The 2021 Lithuania Census was the first census in Lithuania carried out electronically. Basing on the recommendations of the United Nations and the July 9, 2008 European Parliament and Council Regulation (EC) No. 763/2008 on population and housing censuses, the censuses are carried out the same year every 10 years in all member states of the European Union. In Lithuania the census accounting day was January 1, 2021.

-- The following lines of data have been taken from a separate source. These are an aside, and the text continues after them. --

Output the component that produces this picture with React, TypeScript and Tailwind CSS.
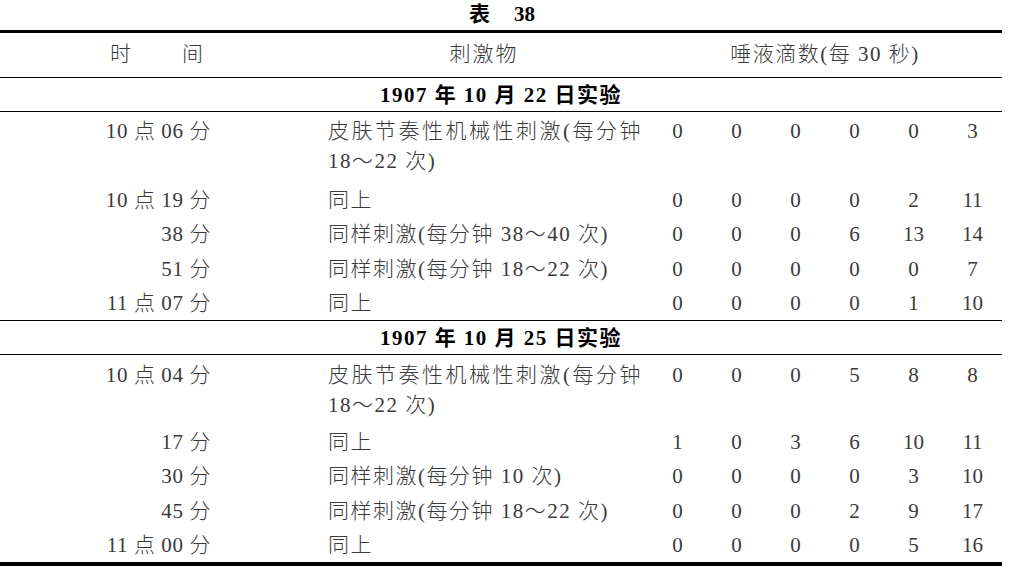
import React from "react";

type Row = {
  time: string;
  stim: React.ReactNode;
  nums: string[];
  double?: boolean;
  h: string;
};

const twoLine = (
  <>
    <span className="tracking-[2.5px]">皮肤节奏性机械性刺激(每分钟</span>
    <br />
    18～22 次)
  </>
);

const sec1: Row[] = [
  { time: "10 点 06 分", stim: twoLine, nums: ["0", "0", "0", "0", "0", "3"], double: true, h: "h-[70px] pt-[4px]" },
  { time: "10 点 19 分", stim: "同上", nums: ["0", "0", "0", "0", "2", "11"], h: "h-[35px]" },
  { time: "38 分", stim: "同样刺激(每分钟 38～40 次)", nums: ["0", "0", "0", "6", "13", "14"], h: "h-[34px]" },
  { time: "51 分", stim: "同样刺激(每分钟 18～22 次)", nums: ["0", "0", "0", "0", "0", "7"], h: "h-[35px]" },
  { time: "11 点 07 分", stim: "同上", nums: ["0", "0", "0", "0", "1", "10"], h: "h-[34px]" },
];

const sec2: Row[] = [
  { time: "10 点 04 分", stim: twoLine, nums: ["0", "0", "0", "5", "8", "8"], double: true, h: "h-[69px] pt-[5px]" },
  { time: "17 分", stim: "同上", nums: ["1", "0", "3", "6", "10", "11"], h: "h-[35px]" },
  { time: "30 分", stim: "同样刺激(每分钟 10 次)", nums: ["0", "0", "0", "0", "3", "10"], h: "h-[34px]" },
  { time: "45 分", stim: "同样刺激(每分钟 18～22 次)", nums: ["0", "0", "0", "2", "9", "17"], h: "h-[35px]" },
  { time: "11 点 00 分", stim: "同上", nums: ["0", "0", "0", "0", "5", "16"], h: "h-[34px]" },
];

function DataRow({ r }: { r: Row }) {
  return (
    <div
      className={`grid grid-cols-[211px_437px_repeat(6,59px)] leading-[30px] text-[21px] ${r.h} ${
        r.double ? "items-start" : "items-center"
      }`}
    >
      <div className="text-right tracking-[0.6px] whitespace-nowrap">{r.time}</div>
      <div className="pl-[117px] tracking-[1.5px] whitespace-nowrap">{r.stim}</div>
      {r.nums.map((n, i) => (
        <div key={i} className="text-center">
          {n}
        </div>
      ))}
    </div>
  );
}

function DateRow({ text }: { text: string }) {
  return (
    <div className="h-[34px] pt-[2px] flex items-center justify-center font-bold text-black text-[21px] tracking-[1.5px] border-b border-black">
      {text}
    </div>
  );
}

export default function App() {
  return (
    <div className="w-[1009px] h-[574px] bg-white overflow-hidden font-['Liberation_Serif','Noto_Sans_CJK_SC',serif] font-light text-[#3a3a3a]">
      <div className="w-[1002px]">
        <div className="h-[30px] pb-[1px] flex items-center justify-center font-bold text-black text-[21px] pl-[2px]">
          <span>表</span>
          <span className="ml-[24px]">38</span>
        </div>
        <div className="border-t-[3px] border-black" />
        <div className="h-[45px] grid grid-cols-[211px_437px_354px] items-center text-[21px] border-b border-black">
          <div className="flex justify-end pr-[8px]">
            <span>时</span>
            <span className="ml-[51px]">间</span>
          </div>
          <div className="pl-[117px] pr-[8px] text-center tracking-[2px]">刺激物</div>
          <div className="text-center tracking-[1.5px]">唾液滴数(每 30 秒)</div>
        </div>
        <DateRow text="1907 年 10 月 22 日实验" />
        <div className="border-b border-black">
          {sec1.map((r, i) => (
            <DataRow key={i} r={r} />
          ))}
        </div>
        <DateRow text="1907 年 10 月 25 日实验" />
        <div className="border-b-4 border-black">
          {sec2.map((r, i) => (
            <DataRow key={i} r={r} />
          ))}
        </div>
      </div>
    </div>
  );
}
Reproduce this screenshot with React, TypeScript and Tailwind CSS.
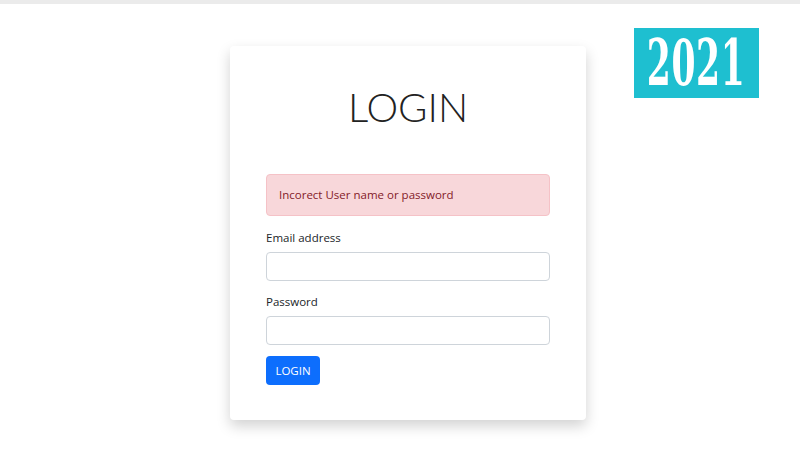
export default function App() {
  return (
    <div className="relative w-[800px] h-[450px] bg-white overflow-hidden" style={{ fontFamily: '"Open Sans", "Noto Sans", sans-serif' }}>
      <div className="h-[4px] bg-[#ebebeb]" />
      <div className="absolute left-[634px] top-[28px] w-[125px] h-[70px] bg-[#1ebfd0] flex items-center justify-center">
        <span className="text-white text-[64px] font-bold leading-none" style={{ fontFamily: '"DejaVu Serif Condensed", "DejaVu Serif", serif', transform: 'scaleX(0.6)', letterSpacing: '1px' }}>2021</span>
      </div>
      <div className="ml-[230px] mt-[42px] w-[356px] h-[374px] bg-white rounded-[4px] shadow-[0_6px_14px_rgba(0,0,0,0.18)] px-[36px] pt-[41px]">
        <h1 className="text-center text-[40px] leading-none text-[#222]" style={{ fontFamily: 'Lato, "Open Sans", sans-serif', fontWeight: 300 }}>LOGIN</h1>
        <div className="mt-[47px] h-[42px] rounded-[4px] bg-[#f8d7da] border border-[#f5c2c7] text-[#842029] text-[11.5px] flex items-center px-[12px]">Incorect User name or password</div>
        <div className="mt-[13px] text-[11.5px] text-[#212529] leading-[18px]">Email address</div>
        <div className="mt-[5px] h-[29px] rounded-[4px] border border-[#ced4da]" />
        <div className="mt-[12px] text-[11.5px] text-[#212529] leading-[18px]">Password</div>
        <div className="mt-[5px] h-[29px] rounded-[4px] border border-[#ced4da]" />
        <div className="mt-[11px] w-[54px] h-[29px] rounded-[4px] bg-[#0d6efd] text-white text-[11.5px] flex items-center justify-center">LOGIN</div>
      </div>
    </div>
  );
}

Within the framework of the census, in the following months a statistical study was carried out of the population's nationality, native language and professed faith. During the first stage in January-February the survey was carried out online for 56 thousand of residents, at the second stage in April-June the surveyors surveyed 115 thousand of residents who didn't take part in the online survey from 40 thousand households.

==Results==

On January 1, 2021, 2,810,761 persons permanently lived in Lithuania, a decline from 3,483,972 recorded during the previous Lithuanian census of 2001. The decline was attributed to negative international migration of 119 thousand (51%) and negative population change of 114 thousand (49%).

The census was carried out in 103 urban locations (1,916,751 residents) and 16,039 rural locations (894,010 residents).

According to the statistical study, 85.33% of the country's population speak Lithuanian as their native language, 6.8% are native speakers of Russian and 5.1% of Polish. In 2021, 60.6% of residents spoke Russian as a foreign language, 31.1% – English, 10.5% – Lithuanian, 8% – German, 7.9% – Polish, 1.9% – French, 2.6% – various others.